Maintaining wheelchairs clean and sanitary whether by institutions such as hospitals or nursing homes or by individuals at their own residences has been difficult. Machines for washing and sanitizing hospital carts have been available. Typically, for example, U.S. Pat. No. 3,736,948 by Crosswhite describes a washer and sanitizer for a hospital laundry cart. U.S. Pat. No. 3,096,775 by Clarke, et al. describes an apparatus for washing carts used in hospitals or other institutions for carrying food or medications. U.S. Pat. No. 4,408,625 by Kuhl describes a washing apparatus for similar carts which may be used, for example, in bakeries, hatcheries, meat processing operations, etc. U.S. Pat. No. 3,179,117 by Gibson, et al. describes a machine for washing grocery carts.
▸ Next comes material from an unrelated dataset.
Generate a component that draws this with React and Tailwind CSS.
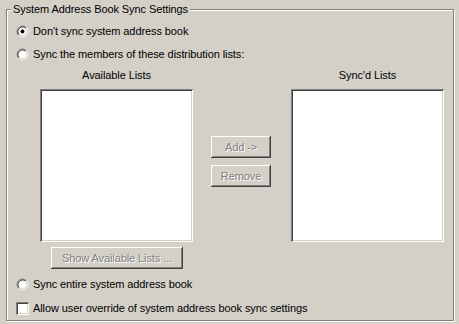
const FONT = "font-['Liberation_Sans',Arial,sans-serif] text-[11px] leading-[13px] tracking-[-0.09px]";

function Radio({ checked }) {
  return (
    <svg width="13" height="13" viewBox="0 0 13 13" className="shrink-0">
      <circle cx="6.5" cy="6.5" r="4.2" fill="#fff" />
      <path d="M2.61 10.39 A5.5 5.5 0 0 1 10.39 2.61" fill="none" stroke="#808080" />
      <path d="M10.39 2.61 A5.5 5.5 0 0 1 2.61 10.39" fill="none" stroke="#fff" />
      <path d="M3.32 9.68 A4.5 4.5 0 0 1 9.68 3.32" fill="none" stroke="#404040" />
      <path d="M9.68 3.32 A4.5 4.5 0 0 1 3.32 9.68" fill="none" stroke="#d4d0c8" />
      {checked && <circle cx="6.5" cy="6.5" r="2" fill="#000" />}
    </svg>
  );
}

function Checkbox() {
  return (
    <div className="w-[13px] h-[13px] shrink-0 bg-white shadow-[inset_1px_1px_#808080,inset_-1px_-1px_#fff,inset_2px_2px_#404040,inset_-2px_-2px_#d4d0c8]" />
  );
}

function Button({ children, className = "" }) {
  return (
    <div
      className={`h-[22px] flex items-center justify-center text-[#808080] [text-shadow:1px_1px_0_#fff] shadow-[inset_-1px_-1px_#404040,inset_1px_1px_#fff,inset_-2px_-2px_#808080] ${className}`}
    >
      {children}
    </div>
  );
}

function ListBox() {
  return (
    <div className="w-[153px] h-[153px] shrink-0 bg-white shadow-[inset_1px_1px_#808080,inset_-1px_-1px_#fff,inset_2px_2px_#404040,inset_-2px_-2px_#d4d0c8]" />
  );
}

export default function App() {
  return (
    <div className={`w-[459px] h-[324px] bg-[#d4d0c8] text-black overflow-hidden pt-[9px] pl-[6px] ${FONT}`}>
      {/* group box */}
      <div className="relative w-[448px] h-[312px] border border-[#808080] shadow-[inset_1px_1px_0_#fff,1px_1px_0_#fff]">
        <span className="absolute top-[-7px] left-[4px] px-[2px] bg-[#d4d0c8]">
          System Address Book Sync Settings
        </span>

        <div className="flex flex-col">
          <label className="flex items-center gap-[4px] ml-[9px] mt-[15px] h-[13px]">
            <Radio checked />
            <span>Don't sync system address book</span>
          </label>
          <label className="flex items-center gap-[4px] ml-[9px] mt-[10px] h-[13px]">
            <Radio />
            <span>Sync the members of these distribution lists:</span>
          </label>

          <div className="flex mt-[8px] ml-[33px] h-[13px]">
            <div className="w-[153px] text-center">Available Lists</div>
            <div className="w-[98px]" />
            <div className="w-[153px] text-center">Sync'd Lists</div>
          </div>

          <div className="flex mt-[7px] ml-[33px]">
            <ListBox />
            <div className="w-[98px] flex flex-col pl-[18px] pt-[47px] gap-[7px]">
              <Button className="w-[60px]">Add -&gt;</Button>
              <Button className="w-[60px]">Remove</Button>
            </div>
            <ListBox />
          </div>

          <div className="flex mt-[5px] ml-[44px]">
            <Button className="w-[132px]">Show Available Lists ...</Button>
          </div>

          <label className="flex items-center gap-[4px] ml-[9px] mt-[9px] h-[13px]">
            <Radio />
            <span>Sync entire system address book</span>
          </label>
          <label className="flex items-center gap-[4px] ml-[9px] mt-[11px] h-[13px]">
            <Checkbox />
            <span>Allow user override of system address book sync settings</span>
          </label>
        </div>
      </div>
    </div>
  );
}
The aforementioned prior art patents all show and describe a washing chamber within an enclosure, suitably oriented spray nozzles for applying cleaning and/or sanitizing fluid to the article to be cleaned, tapered or slanted floors for draining to a sump, sources of cleaning and/or sanitizing fluids, pumps, controls and piping or conduits for feeding the fluids into the chamber and applying them through spray nozzles to the article being cleaned, and a ramp for wheeling the cart or the like into the washing chamber. The '948 patent provides a motor-driven rotating washer arm and the '625 patent provides a mechanism for moving the article being cleaned back and forth within the chamber during the washing and rinsing operations.